I often think about this in the context of entertainment. I was born in the early 1970s. At that point, pretty much every household had a television, if not more than one, and the primary TV was most likely color. Radio was certainly everywhere as well, but generally when it came to “shows” people meant what was on TV. In most markets you were limited to a handful of channels – the three major networks, PBS, and maybe a swap meet calibre local access channel was about all we had. If you wanted to see the new episode of Happy Days or Three’s Company you had to make a point of being in front of your set at the scheduled date and time. Yes, VCRs existed in the 1970s, but who could afford one? I recently saw an add in a 1977 magazine listing VCRs at $1,000, and blank tapes at $100, both of which sound outrageous today. But when you factor in inflation… wow! That 1977 VCR would be the equivalent of about $4,200 in today’s money, with the blank tape costing another $420 (I believe my father was earning $12,000 per year in 1977). And since you couldn’t even buy movies on VHS at that point, could you really justify spending that kind of money? And even if you did, for what? So you could catch Sanford and Son a day after it aired?
By the early 1980s my family had cable and a VCR, and enough indie video rental stores were around that you could at least see movies like Deathstalker and Easy Rider. An ever growing number of cable channels and syndication meant you could catch up on at least some old shows, but it probably wasn’t for another 25 years that things like TiVo made recording shows easier. And now even that seems quaint in the era of streaming. More and more people I know are dropping cable completely and doing everything via streaming services, and people are as likely to watch shows on tablets or phones as they are televisions.
So I’m of the last generation that remembers a time before cable and VCRs, while the generation after mine will recall their life before streaming. But if we go one generation older than me, folks who grew up in the 1950s, most people didn’t have television, and even if you did the few channels that existed didn’t even broadcast all day. In fact, if you were telling someone about a “show” you were looking forward to that night, it was probably a radio show. And likely not one that played music but some kind of radio theater.

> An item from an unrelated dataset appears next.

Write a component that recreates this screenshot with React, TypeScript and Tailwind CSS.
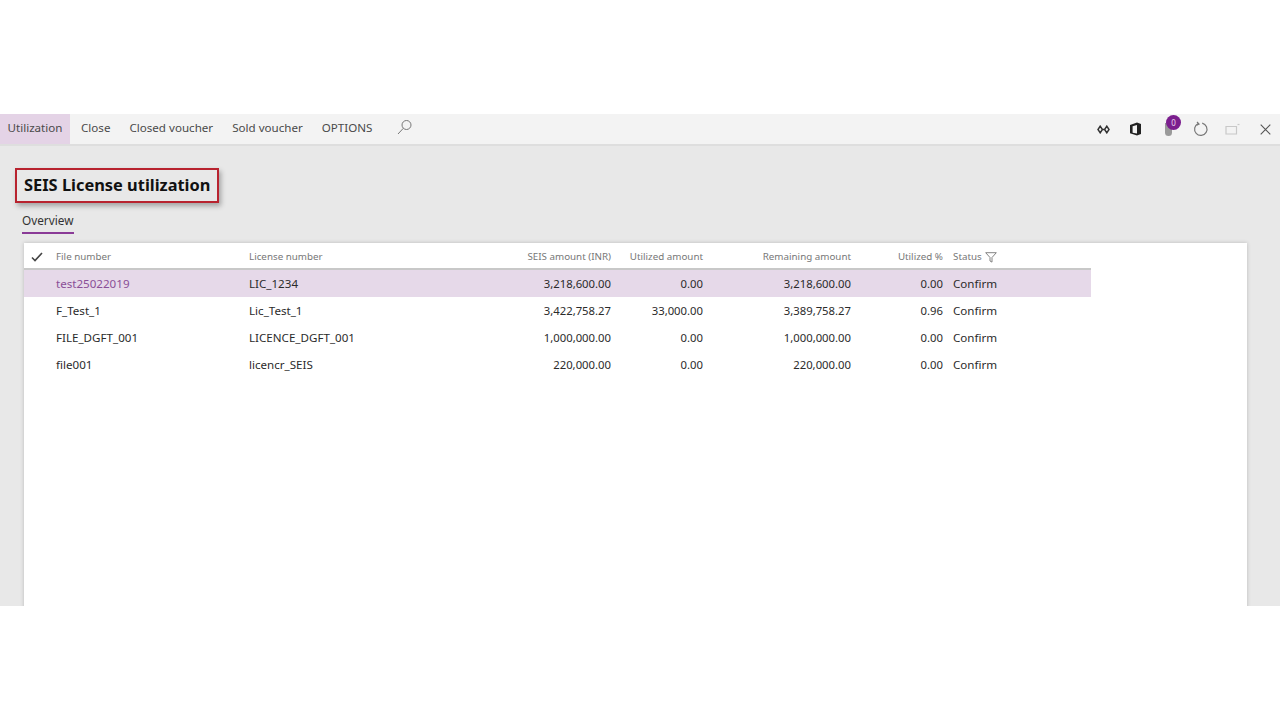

While I know what it means to have to tune in at a specific day and time to catch your show, the idea of sitting in front of the radio to listen to it seems as foreign to me as having your schedule dictated by TV does to a teenager today.
I got three boxes of free records from someone at work the other day, and included were three box sets of Sherlock Holmes mysteries, all of which I believe were released on vinyl in the 1970s. One, The Hound Of The Baskervilles & The Adventures Of Sherlock Holmes, consists of the sound from two Sherlock Holmes movies, which you can more or less follow but definitely includes passages where the action is purely visual and you’re left scratching your head. The other two, though, Sherlock Holmes Tales From Baker Street and More Sherlock Holmes Adventures, are comprised of radio show episodes from the 1940s and 50s, each about 25 minutes in length. It’s a trip listening to these and thinking about the role they played – this was the cutting edge of delivering entertainment directly into the home. And they’re kind of fun to play in the evening while you’re chilling out with a cocktail.
You can actually find these from time to time and fairly reasonably priced. So long as the vinyl is in good shape, one of these boxes will give you a good three hours or so of entertainment and a way to travel back in time… even if you can play them any time you want.